Friday, March 29, 2024

2024 read #39: Oroonoko by Aphra Behn.

Oroonoko, or The Royal Slave: A True History by Aphra Behn
Edited with introduction and notes by Janet Todd
133 pages
Published 1688
Read from March 28 to March 29
Rating: 1.5 out of 5

My partner R and I are in the midst of packing for a move up north. Almost all of my books are already boxed up. What’s left is a dwindling pile of books I’m unsure whether I want to pack or leave behind. This book, a Penguin Classics edition I got at a used bookstore for 75 cents, is part of this residue. Now that I've read it, I have no need to bring it!

I approached Oroonoko as a document from a transitional stage in the culture of Atlantic Europe. Recognizable concepts of race as a social hierarchy were gradually developing from the “Christian vs heathen” dichotomy, as a result of colonialism, plantation economies, and the slave trade, but these ideas were in their infancy, and far from universal. (See Nell Irvin Painter's The History of White People.) Class and rank were more pressing concerns to avowed royalist Behn. Traumatized as a youth by the English Civil War and the joyless years of the Commonwealth, Behn wrote Oroonoko toward the tumultuous end of James II's reign, when another Stuart sovereign was on the verge of capitulation. The true horror for Behn is not that Africans were enslaved, but rather that an African prince, a natural aristocrat who quotes Plutarch and praises England’s “great monarch” Charles I, could have been enslaved, like a mere commoner.

Which isn't to say that the book isn’t horridly racist. It’s an Early Modern English caricature of a West African couple, set in an early colonial Suriname. It’s all kinds of racist.

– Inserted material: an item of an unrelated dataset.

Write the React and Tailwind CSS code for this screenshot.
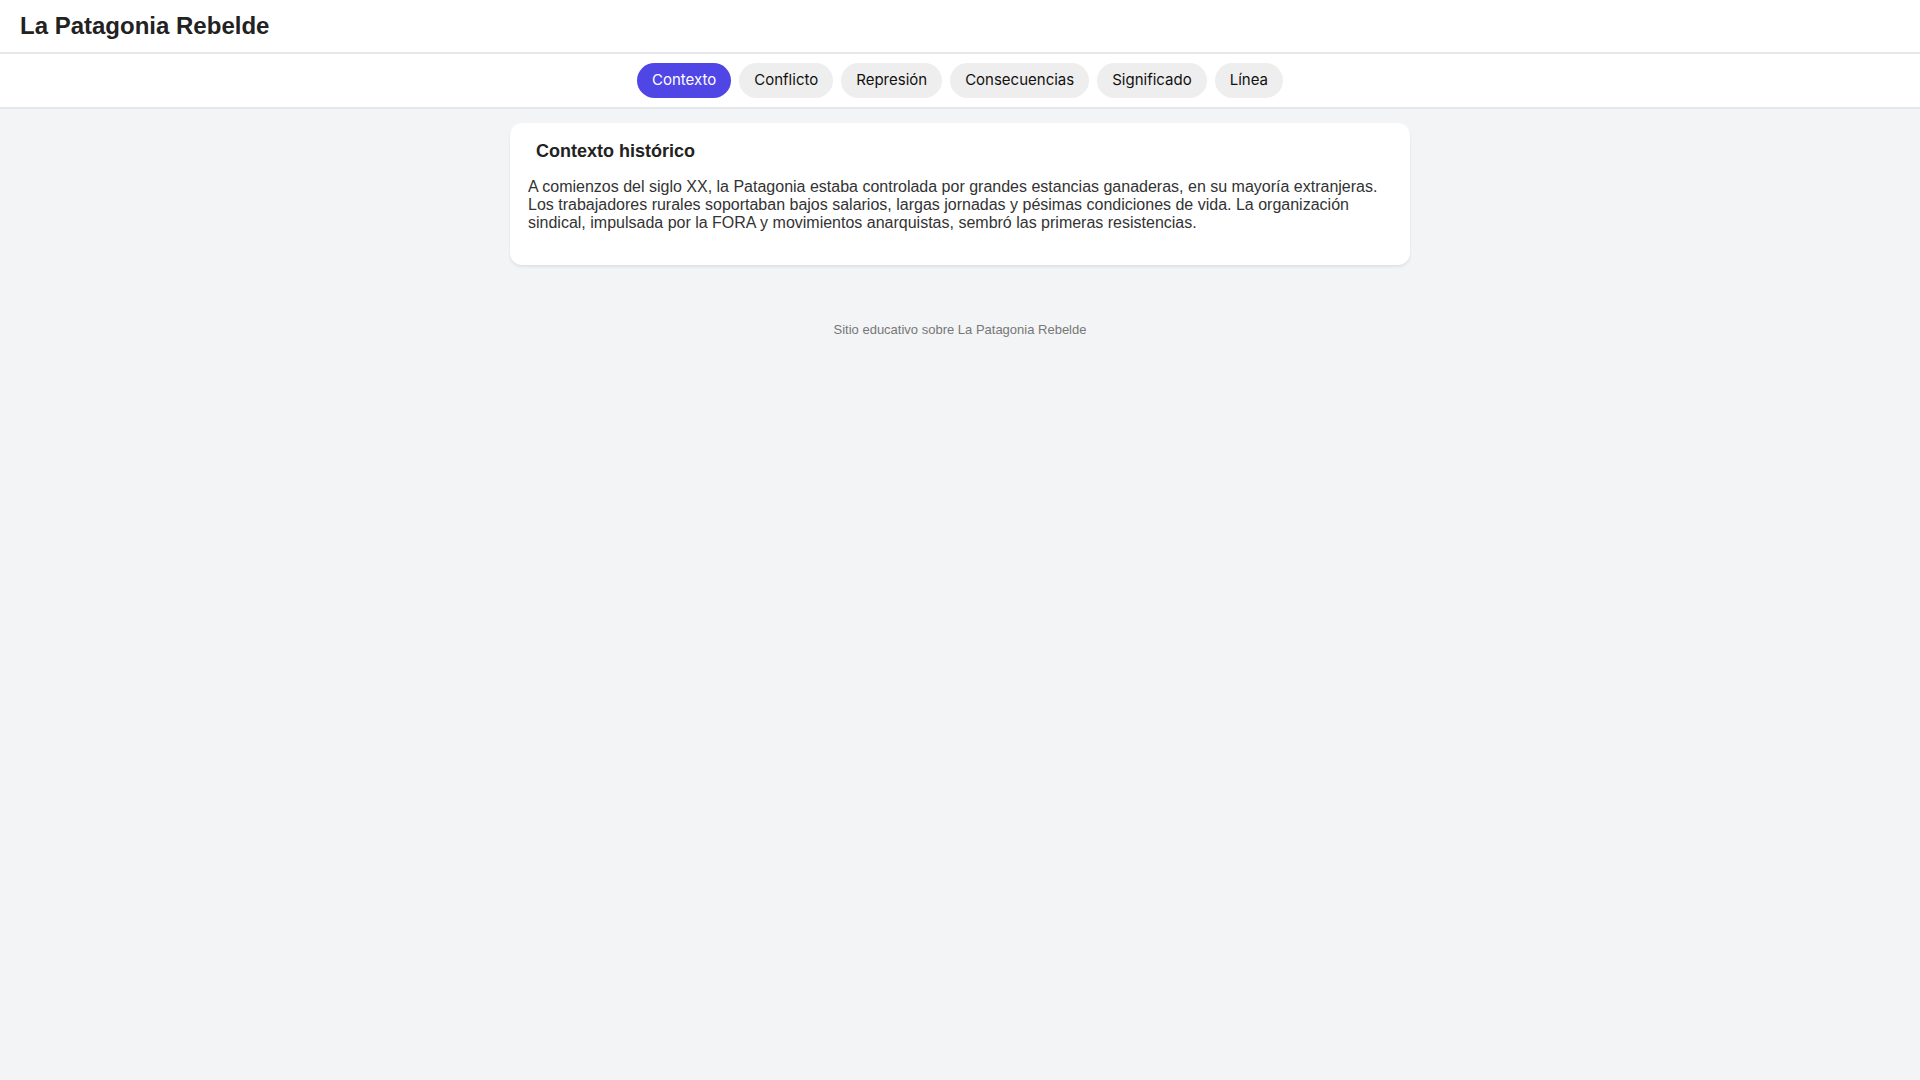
import { useState } from "react";

const sections = [
  "Contexto",
  "Conflicto",
  "Represión",
  "Consecuencias",
  "Significado",
  "Línea",
];

const content = {
  Contexto: {
    title: "Contexto histórico",
    text: "A comienzos del siglo XX, la Patagonia estaba controlada por grandes estancias ganaderas, en su mayoría extranjeras. Los trabajadores rurales soportaban bajos salarios, largas jornadas y pésimas condiciones de vida. La organización sindical, impulsada por la FORA y movimientos anarquistas, sembró las primeras resistencias.",
  },
};

const App = () => {
  const [active, setActive] = useState("Contexto");
  const current = content[active] || content.Contexto;

  return (
    <div className="min-h-screen bg-[#f3f4f6] font-['Liberation_Sans',Arial,sans-serif] text-[#222]">
      <header className="h-[54px] bg-white border-b-2 border-[#e5e7eb] flex items-center px-5">
        <h1 className="text-[24px] font-bold leading-none">La Patagonia Rebelde</h1>
      </header>

      <nav className="h-[55px] bg-white border-b-2 border-[#e5e7eb] flex items-center justify-center gap-2">
        {sections.map((s) => (
          <button
            key={s}
            onClick={() => setActive(s)}
            className={`h-[35px] px-[15px] rounded-full font-['Inter',sans-serif] text-[15px] ${
              active === s ? "bg-[#4f46e5] text-white" : "bg-[#eeeeee] text-[#111]"
            }`}
          >
            {s}
          </button>
        ))}
      </nav>

      <main className="w-[900px] mx-auto mt-[14px]">
        <section className="bg-white rounded-xl shadow-[0_2px_3px_rgba(0,0,0,0.08)] p-[18px] pb-[16px]">
          <h2 className="text-[18px] font-bold leading-[1.15] pl-2">{current.title}</h2>
          <p className="text-[16px] text-[#333] leading-[1.15] mt-4 mb-[16px]">{current.text}</p>
        </section>
      </main>

      <footer className="text-center text-[13px] text-[#777] mt-[55px]">
        Sitio educativo sobre La Patagonia Rebelde
      </footer>
    </div>
  );
};

export default App;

Oroonoko is also a document of literary transition. Some consider it one of the earliest novels in English; it predates Robinson Crusoe by three decades. As a book, it’s as awkward as a toddler’s steps. Behn’s background in drama is clear; much of the book reads like someone is summing up for you a play they attended, all the melodrama with none of the poetry of line or command of performance. (At a climactic death scene, Behn writes, “[It] is not to be doubted but the parting… must be very moving.”) Behn claims in her dedication to have penned the story in a matter of hours, which I can well believe. The result is a dud, only marginally worthwhile due to its interesting position in the evolution of the genre.